The cards from top to bottom.
- The 8085 controller board, ribbon cables go off to the frontpanel.
- What I'd call the main A/D converter board, A/D conversion is done by LD120/LD121.
- The TRMS converter board, apparently an option not fitted to all of these meters.
- Not quite sure about that one, probably the resistance range, might do more as it seem a bit too complex for only measuring resistance.
At the moment I'm a bit confused by the unit. There is evidence of heavy modifications and I dont know who did it or why they did it. I'm pretty sure it's been done by one person or organisation, might even have been done by Siemens themselves.
There's the thing with relays I mentioned above but there's more. On the mainboard there are a few bodge wires and even what looks like a couple of bodged in parts. There are a few of those on the plug in boards as well. It looks like somebody's drilled the PCB's and added proper solder pads for those bodged in parts. I have no idea if that is possible, but it shure looks like it.
Here on the AD card you see the little blue trimpot in the top left corner. It uses one of the fiducials and two holes with proper pads around them. The three connections to the rest of that board are made using wires. The pot sits on top of a QC sticker.
Then there's the relay on the Ohms board, you can clearly see the footprint of the original part and what is in there. It's got proper solder pads, too. Not sure whats going on there
.
The wires used to wire in all the extra components and bodge connections are all off the same type, so chances are it was all done by the same person.
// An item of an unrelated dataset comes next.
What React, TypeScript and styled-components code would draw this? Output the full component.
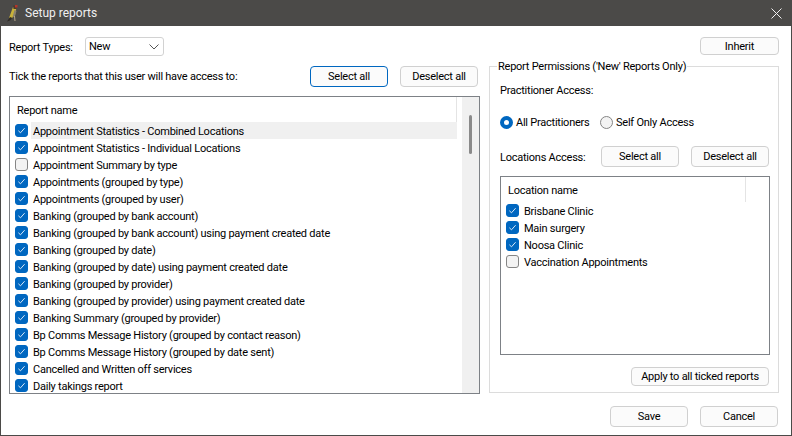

The only visible damage I could find so far was this blown track (centre of image): There was some scorching around the relay contact next to the solder lug. Look at the PCB next to the solder lugs, the trace ran from pin 8 of K8 to the via on the right of the two solder lugs. It looks like there was a flash over from the relay to this solder lug, the jumper wire between the lugs lets you disconnect the -12V rail.
The missing piece of trace was vapourized. These reed relays are used for the mA ranges, so I suspect someone exceeded the max. allowed voltage, that created the flash over and killed the PSU.
That's the back of the mainboard right under the supply section. You might be able to see some of the double cut tracks I had to repair. I've not taken a pic of the before state.
These same green wires are used on all the mods in this unit, they were glued to the PCB with hot glue once. Most of the hot snot has come off the board over the years.
I've now replaced the 4000 series IC's on the ADC board, they were all blown but that hasn't really changed anything. I still get random numbers on the display. There is some reaction to an applied voltage on the inputs but not really predictable.
If somebody has any idea how to check if the LD120/121 are fried please do leave it below, anyway I'm expecting a quote for a set of them.
The PSU looks fine now, I'm confident that problem is solved.
The manual is on its way, can't really continue doing anything sensible without that.